24.8.09

What is a thesis?

Two documents as you get started. The first is from Pablo Garcia's syllabus for Thesis Prep last year:

What Isn’t a Thesis? (It's sometimes easier to define what something isn’t.)


An Architecture thesis is not:

- A Written Paper. The Architecture Thesis is a project executed in analog or digital drawings, models, constructions, diagrams, with all the accompanying process work.


- A Device. You cannot say “My thesis is about light”. Light is a device through which architecture is manifest and perceived. It is not a thesis.


- A Question: You cannot ask “Why is architecture so cool?”


- An Announcement: “I will use architectural concrete in a new way”


- Vague Statements: “Modernism is bad”


- A Limited Subject: “Housing” “Libraries” “Hospitals”


- A List: “Light, Space, Form, Structure, Environment, and Architecture”

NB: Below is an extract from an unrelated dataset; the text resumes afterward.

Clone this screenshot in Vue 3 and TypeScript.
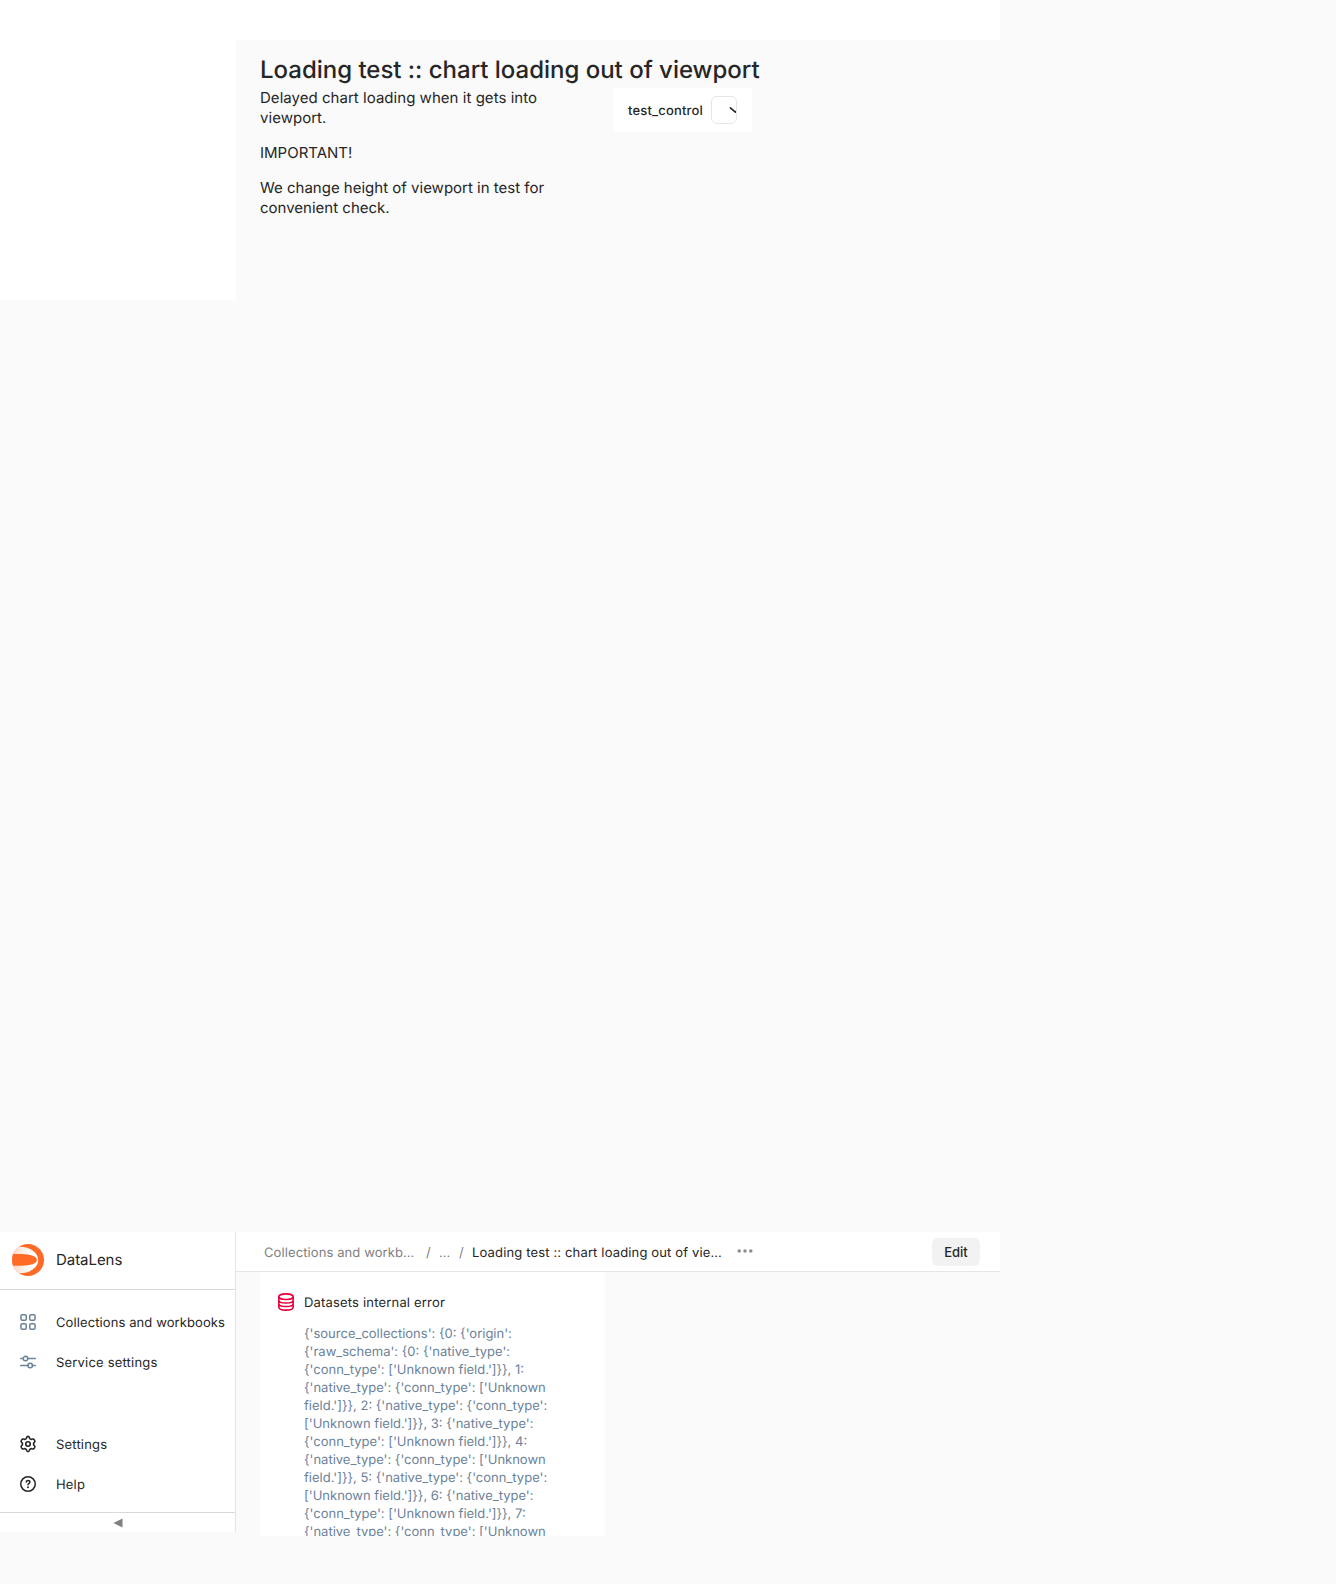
<script setup lang="ts">
const errorLines: string[] = [
  "{'source_collections': {0: {'origin':",
  "{'raw_schema': {0: {'native_type':",
  "{'conn_type': ['Unknown field.']}}, 1:",
  "{'native_type': {'conn_type': ['Unknown",
  "field.']}}, 2: {'native_type': {'conn_type':",
  "['Unknown field.']}}, 3: {'native_type':",
  "{'conn_type': ['Unknown field.']}}, 4:",
  "{'native_type': {'conn_type': ['Unknown",
  "field.']}}, 5: {'native_type': {'conn_type':",
  "['Unknown field.']}}, 6: {'native_type':",
  "{'conn_type': ['Unknown field.']}}, 7:",
  "{'native_type': {'conn_type': ['Unknown",
]
</script>

<template>
  <div class="page">
    <div class="top-strip"></div>
    <div class="upper">
      <div class="aside-blank"></div>
      <div class="dash">
        <h1 class="title">Loading test :: chart loading out of viewport</h1>
        <div class="dash-row">
          <div class="note">
            <p class="lead">Delayed chart loading when it gets into<br />viewport.</p>
            <p>IMPORTANT!</p>
            <p>We change height of viewport in test for<br />convenient check.</p>
          </div>
          <div class="control">
            <span class="control-label">test_control</span>
            <div class="select">
              <svg class="chevron" width="16" height="16" viewBox="0 0 16 16" fill="none" stroke="#262626" stroke-width="1.6" stroke-linecap="round" stroke-linejoin="round"><path d="M3.4 5.8 8.4 10.2l4.7-4.2" /></svg>
            </div>
          </div>
        </div>
      </div>
    </div>

    <div class="shell">
      <aside class="sidebar">
        <div class="brand">
          <svg width="32" height="32" viewBox="0 0 32 32">
            <defs>
              <linearGradient id="lens" x1="0" y1="0" x2="1" y2="0">
                <stop offset="0.3" stop-color="#ffd9c8" />
                <stop offset="0.8" stop-color="#fff" />
              </linearGradient>
              <clipPath id="disc"><circle cx="16" cy="16" r="16" /></clipPath>
            </defs>
            <g clip-path="url(#disc)">
              <rect width="32" height="32" fill="#ff6a26" />
              <ellipse cx="8" cy="16" rx="18.2" ry="13.2" fill="url(#lens)" />
              <path d="M0 10.1H9C19 10.2 24.8 12.4 24.8 16S19 21.6 9 21.7H0Z" fill="#ff6a26" />
            </g>
          </svg>
          <span class="brand-name">DataLens</span>
        </div>
        <nav class="menu">
          <div class="item">
            <svg class="muted" width="16" height="16" viewBox="0 0 16 16"><g fill="none" stroke="currentColor" stroke-width="1.5"><rect x=".95" y=".75" width="5.3" height="5.5" rx="1.25" /><rect x="9.75" y=".75" width="5.3" height="5.5" rx="1.25" /><rect x=".95" y="9.75" width="5.3" height="5.5" rx="1.25" /><rect x="9.75" y="9.75" width="5.3" height="5.5" rx="1.25" /></g></svg>
            <span class="long">Collections and workbooks</span>
          </div>
          <div class="item">
            <svg class="muted" width="16" height="16" viewBox="0 0 16 16"><g fill="none" stroke="currentColor" stroke-width="1.5" stroke-linecap="round"><circle cx="5.5" cy="4.5" r="2.25" /><circle cx="10.2" cy="11.5" r="2.25" /><path d="M.75 4.5h2.5M7.75 4.5h7.5M.75 11.5h7.2M12.5 11.5h2.75" /></g></svg>
            <span>Service settings</span>
          </div>
        </nav>
        <nav class="footer-menu">
          <div class="item">
            <svg width="16" height="16" viewBox="0 0 16 16" overflow="visible"><g fill="none" stroke="currentColor" stroke-width="1.6" stroke-linejoin="round"><path d="M6.55 1.6C6.7 1.05 7 .4 8 .4S9.3 1.05 9.45 1.6L9.7 2.6C10.3 2.9 10.7 3.1 11.2 3.45L12.4 3.1C13.2 2.85 13.9 3.1 14.3 3.8L14.7 4.55C15.1 5.3 14.9 6 14.35 6.5L13.6 7.2V8.8L14.35 9.5C14.9 10 15.1 10.7 14.7 11.45L14.3 12.2C13.9 12.9 13.2 13.15 12.4 12.9L11.2 12.55C10.7 12.9 10.3 13.1 9.7 13.4L9.45 14.4C9.3 14.95 9 15.6 8 15.6S6.7 14.95 6.55 14.4L6.3 13.4C5.7 13.1 5.3 12.9 4.8 12.55L3.6 12.9C2.8 13.15 2.1 12.9 1.7 12.2L1.3 11.45C.9 10.7 1.1 10 1.65 9.5L2.4 8.8V7.2L1.65 6.5C1.1 6 .9 5.3 1.3 4.55L1.7 3.8C2.1 3.1 2.8 2.85 3.6 3.1L4.8 3.45C5.3 3.1 5.7 2.9 6.3 2.6Z" /><circle cx="8" cy="8" r="2.25" /></g></svg>
            <span>Settings</span>
          </div>
          <div class="item">
            <svg width="16" height="16" viewBox="0 0 16 16"><g fill="none" stroke="currentColor" stroke-width="1.5" stroke-linecap="round" stroke-linejoin="round"><circle cx="8" cy="8" r="7.25" /><path d="M6.2 6.1C6.3 5.2 7 4.6 8 4.6c1.1 0 1.9.6 1.9 1.5C9.9 7.4 8 7.4 8 8.8" /></g><circle cx="8" cy="11.2" r=".95" fill="currentColor" /></svg>
            <span>Help</span>
          </div>
        </nav>
        <div class="collapse">
          <svg width="10" height="10" viewBox="0 0 10 10"><path d="M0.4 5 9.5.4v9.2Z" fill="#808080" /></svg>
        </div>
      </aside>

      <main class="main">
        <header class="header">
          <div class="crumbs">
            <span class="crumb first">Collections and workb…</span>
            <span class="crumb sep1">/</span>
            <span class="crumb dots">…</span>
            <span class="crumb sep2">/</span>
            <span class="current">Loading test :: chart loading out of vie…</span>
          </div>
          <svg class="more" width="16" height="16" viewBox="0 0 16 16" fill="#8c8c8c"><circle cx="2.2" cy="8" r="1.75" /><circle cx="8" cy="8" r="1.75" /><circle cx="13.8" cy="8" r="1.75" /></svg>
          <button class="edit">Edit</button>
        </header>
        <section class="card">
          <svg class="db" width="16" height="18" viewBox="0 0 16 18" fill="none" stroke="#e9003a" stroke-width="1.6"><ellipse cx="8" cy="3.7" rx="7.15" ry="2.8" /><path d="M.85 3.7v10.5c0 1.7 3.2 2.9 7.15 2.9s7.15-1.2 7.15-2.9V3.7M.85 7.2c0 1.6 3.2 2.8 7.15 2.8s7.15-1.2 7.15-2.8M.85 10.7c0 1.6 3.2 2.8 7.15 2.8s7.15-1.2 7.15-2.8" /></svg>
          <div class="card-body">
            <div class="card-title">Datasets internal error</div>
            <div class="error">
              <div v-for="(line, i) in errorLines" :key="i">{{ line }}</div>
            </div>
          </div>
        </section>
      </main>
    </div>
  </div>
</template>

<style>
body {
  background: #fafafa;
}
</style>

<style scoped>
.page {
  width: 1336px;
  height: 1584px;
  overflow: hidden;
  box-sizing: border-box;
  background: #fafafa;
  color: #262626;
  font-family: Inter, "Liberation Sans", sans-serif;
  font-size: 13px;
  line-height: 18px;
  text-rendering: geometricPrecision;
  display: flex;
  flex-direction: column;
}
svg {
  display: block;
  flex: none;
}
.top-strip {
  width: 1000px;
  height: 40px;
  flex: none;
  background: #fff;
}
.upper {
  display: flex;
  height: 1192px;
  flex: none;
}
.aside-blank {
  width: 236px;
  height: 260px;
  background: #fff;
}
.dash {
  padding: 16px 24px 0;
  width: 716px;
}
.title {
  margin: 0;
  font-size: 24px;
  line-height: 28px;
  font-weight: 500;
  letter-spacing: -0.015px;
  white-space: nowrap;
}
.dash-row {
  display: flex;
  align-items: flex-start;
  margin-top: 4px;
}
.note {
  width: 353px;
  font-size: 15px;
  line-height: 20px;
  white-space: nowrap;
}
.note p {
  margin: 0 0 15px;
}
.note .lead {
  letter-spacing: 0.035px;
}
.control {
  box-sizing: border-box;
  width: 139px;
  height: 44px;
  border-radius: 3px;
  background: #fff;
  display: flex;
  align-items: center;
  justify-content: space-between;
  padding: 0 15px;
}
.control-label {
  padding-top: 2px;
  font-weight: 500;
  letter-spacing: 0.17px;
}
.select {
  box-sizing: border-box;
  width: 26px;
  height: 28px;
  border: 1px solid #e5e5e5;
  border-radius: 6px;
  overflow: hidden;
  display: flex;
  align-items: center;
  padding-left: 15px;
}
.shell {
  display: flex;
  width: 1000px;
  height: 304px;
  flex: none;
}
.sidebar {
  box-sizing: border-box;
  width: 236px;
  height: 300px;
  background: #fff;
  border-right: 1px solid #e5e5e5;
  display: flex;
  flex-direction: column;
}
.brand {
  box-sizing: border-box;
  height: 58px;
  padding: 0 12px 1px;
  border-bottom: 1px solid #d9d9d9;
  display: flex;
  align-items: center;
  gap: 12px;
  font-size: 15px;
  line-height: 20px;
}
.brand-name {
  letter-spacing: -0.05px;
}
.menu {
  padding-top: 12px;
}
.footer-menu {
  margin-top: auto;
  padding-bottom: 8px;
}
.item {
  height: 40px;
  padding-left: 20px;
  display: flex;
  align-items: center;
  gap: 20px;
  white-space: nowrap;
  letter-spacing: 0.19px;
}
.item span {
  padding-top: 2px;
}
.item .long {
  letter-spacing: 0.1px;
}
.muted {
  color: #6b8299;
}
.collapse {
  height: 19px;
  border-top: 1px solid #d9d9d9;
  display: flex;
  align-items: center;
  justify-content: center;
}
.main {
  width: 764px;
  display: flex;
  flex-direction: column;
}
.header {
  box-sizing: border-box;
  height: 40px;
  flex: none;
  background: #fff;
  border-bottom: 1px solid #e5e5e5;
  padding: 0 20px 0 28px;
  display: flex;
  align-items: center;
}
.crumbs {
  display: flex;
  white-space: nowrap;
  padding-top: 2px;
}
.crumb {
  color: #808080;
}
.first {
  width: 162px;
  letter-spacing: 0.1px;
}
.sep1 {
  width: 13px;
}
.dots {
  width: 20px;
}
.sep2 {
  width: 13px;
}
.current {
  width: 265px;
  letter-spacing: 0.15px;
}
.more {
  position: relative;
  top: -1px;
}
.edit {
  margin-left: auto;
  width: 48px;
  height: 28px;
  border: 0;
  border-radius: 6px;
  background: #f2f2f2;
  color: #262626;
  font: 500 13px/28px Inter, "Liberation Sans", sans-serif;
  padding: 0;
}
.card {
  box-sizing: border-box;
  margin-left: 24px;
  width: 345px;
  height: 264px;
  background: #fff;
  border-radius: 0 0 3px 3px;
  overflow: hidden;
  display: flex;
  align-items: flex-start;
  gap: 10px;
  padding: 21px 18px 0;
}
.card-body {
  padding-top: 1px;
}
.card-title {
  letter-spacing: 0.18px;
}
.error {
  margin-top: 13px;
  color: #6b8299;
  white-space: nowrap;
}
</style>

- An Autobiography: “A House for an Architecture Thesis Student’s Parents”


So what’s left?
A THESIS IS A POSITION. It is a claim or a speculation you make about architecture and its relationship to the world. You should be able to say: “Architecture is _____”, Architecture can ______” or “What if Architecture ______”. This is your chance to do more than demonstrate your accumulated skills—you are positing a direction for architecture, speculating on an aspect of the discipline, taking a stand on an architectural issue.
The second piece was sent to me by Luis Carranza, a good friend and mentor who teaches at RWU (actually, we stole the idea of this blog, and many other good ideas, from him). Written by Jose Luis Mateo of MAP, the article is entitled "How to Draw Up A Project." It's a good read, intended to provoke. I highly recommend that you read it, because responding to it is your first graded assignment. Let this piece provoke you into a verbal response, but also let it inspire you to create your first visual piece as well.